◆ WHAT IS EXPECTED
Would you quote the material below in full and unchanged?

(Some records)
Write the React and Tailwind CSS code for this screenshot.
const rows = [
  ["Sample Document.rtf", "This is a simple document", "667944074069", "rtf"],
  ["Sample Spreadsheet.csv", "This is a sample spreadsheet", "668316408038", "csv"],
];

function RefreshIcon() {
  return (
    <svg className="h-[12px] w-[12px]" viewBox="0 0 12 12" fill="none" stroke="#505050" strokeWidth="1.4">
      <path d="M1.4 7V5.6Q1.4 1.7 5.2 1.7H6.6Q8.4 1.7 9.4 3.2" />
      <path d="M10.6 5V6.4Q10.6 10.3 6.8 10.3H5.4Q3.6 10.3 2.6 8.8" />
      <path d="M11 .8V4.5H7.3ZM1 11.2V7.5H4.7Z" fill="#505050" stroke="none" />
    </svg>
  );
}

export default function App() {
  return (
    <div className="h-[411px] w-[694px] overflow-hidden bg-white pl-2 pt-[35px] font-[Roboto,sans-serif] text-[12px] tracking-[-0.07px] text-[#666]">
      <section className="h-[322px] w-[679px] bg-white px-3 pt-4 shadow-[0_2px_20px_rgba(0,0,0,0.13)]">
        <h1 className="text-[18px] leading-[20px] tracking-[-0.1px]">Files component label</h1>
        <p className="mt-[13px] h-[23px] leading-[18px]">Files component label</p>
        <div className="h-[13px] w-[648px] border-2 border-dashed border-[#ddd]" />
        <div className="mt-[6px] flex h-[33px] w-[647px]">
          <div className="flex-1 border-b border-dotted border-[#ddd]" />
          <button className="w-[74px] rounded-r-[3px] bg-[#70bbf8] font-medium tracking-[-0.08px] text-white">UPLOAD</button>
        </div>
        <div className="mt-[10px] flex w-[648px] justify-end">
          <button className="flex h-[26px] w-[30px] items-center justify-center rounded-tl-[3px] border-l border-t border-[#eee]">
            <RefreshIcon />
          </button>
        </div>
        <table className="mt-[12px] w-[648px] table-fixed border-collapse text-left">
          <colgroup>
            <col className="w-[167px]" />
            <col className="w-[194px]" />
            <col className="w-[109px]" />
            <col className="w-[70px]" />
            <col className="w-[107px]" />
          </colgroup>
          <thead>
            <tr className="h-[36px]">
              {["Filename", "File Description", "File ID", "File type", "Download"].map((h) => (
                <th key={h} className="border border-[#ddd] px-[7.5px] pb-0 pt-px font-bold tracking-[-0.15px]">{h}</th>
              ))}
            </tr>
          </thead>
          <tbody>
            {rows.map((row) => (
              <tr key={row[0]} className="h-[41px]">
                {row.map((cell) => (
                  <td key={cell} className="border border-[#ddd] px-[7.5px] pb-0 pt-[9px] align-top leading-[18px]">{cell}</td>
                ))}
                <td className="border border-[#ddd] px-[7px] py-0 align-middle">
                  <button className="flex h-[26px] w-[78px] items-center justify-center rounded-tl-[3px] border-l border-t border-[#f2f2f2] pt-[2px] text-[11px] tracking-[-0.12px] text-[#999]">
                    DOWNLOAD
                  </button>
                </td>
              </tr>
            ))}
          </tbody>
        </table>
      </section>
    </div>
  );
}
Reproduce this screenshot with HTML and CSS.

◆ FINISHED EXERCISE
Write the React and Tailwind CSS code for this screenshot.
const rows = [
  ["Sample Document.rtf", "This is a simple document", "667944074069", "rtf"],
  ["Sample Spreadsheet.csv", "This is a sample spreadsheet", "668316408038", "csv"],
];

function RefreshIcon() {
  return (
    <svg className="h-[12px] w-[12px]" viewBox="0 0 12 12" fill="none" stroke="#505050" strokeWidth="1.4">
      <path d="M1.4 7V5.6Q1.4 1.7 5.2 1.7H6.6Q8.4 1.7 9.4 3.2" />
      <path d="M10.6 5V6.4Q10.6 10.3 6.8 10.3H5.4Q3.6 10.3 2.6 8.8" />
      <path d="M11 .8V4.5H7.3ZM1 11.2V7.5H4.7Z" fill="#505050" stroke="none" />
    </svg>
  );
}

export default function App() {
  return (
    <div className="h-[411px] w-[694px] overflow-hidden bg-white pl-2 pt-[35px] font-[Roboto,sans-serif] text-[12px] tracking-[-0.07px] text-[#666]">
      <section className="h-[322px] w-[679px] bg-white px-3 pt-4 shadow-[0_2px_20px_rgba(0,0,0,0.13)]">
        <h1 className="text-[18px] leading-[20px] tracking-[-0.1px]">Files component label</h1>
        <p className="mt-[13px] h-[23px] leading-[18px]">Files component label</p>
        <div className="h-[13px] w-[648px] border-2 border-dashed border-[#ddd]" />
        <div className="mt-[6px] flex h-[33px] w-[647px]">
          <div className="flex-1 border-b border-dotted border-[#ddd]" />
          <button className="w-[74px] rounded-r-[3px] bg-[#70bbf8] font-medium tracking-[-0.08px] text-white">UPLOAD</button>
        </div>
        <div className="mt-[10px] flex w-[648px] justify-end">
          <button className="flex h-[26px] w-[30px] items-center justify-center rounded-tl-[3px] border-l border-t border-[#eee]">
            <RefreshIcon />
          </button>
        </div>
        <table className="mt-[12px] w-[648px] table-fixed border-collapse text-left">
          <colgroup>
            <col className="w-[167px]" />
            <col className="w-[194px]" />
            <col className="w-[109px]" />
            <col className="w-[70px]" />
            <col className="w-[107px]" />
          </colgroup>
          <thead>
            <tr className="h-[36px]">
              {["Filename", "File Description", "File ID", "File type", "Download"].map((h) => (
                <th key={h} className="border border-[#ddd] px-[7.5px] pb-0 pt-px font-bold tracking-[-0.15px]">{h}</th>
              ))}
            </tr>
          </thead>
          <tbody>
            {rows.map((row) => (
              <tr key={row[0]} className="h-[41px]">
                {row.map((cell) => (
                  <td key={cell} className="border border-[#ddd] px-[7.5px] pb-0 pt-[9px] align-top leading-[18px]">{cell}</td>
                ))}
                <td className="border border-[#ddd] px-[7px] py-0 align-middle">
                  <button className="flex h-[26px] w-[78px] items-center justify-center rounded-tl-[3px] border-l border-t border-[#f2f2f2] pt-[2px] text-[11px] tracking-[-0.12px] text-[#999]">
                    DOWNLOAD
                  </button>
                </td>
              </tr>
            ))}
          </tbody>
        </table>
      </section>
    </div>
  );
}
Reproduce this screenshot with HTML and CSS.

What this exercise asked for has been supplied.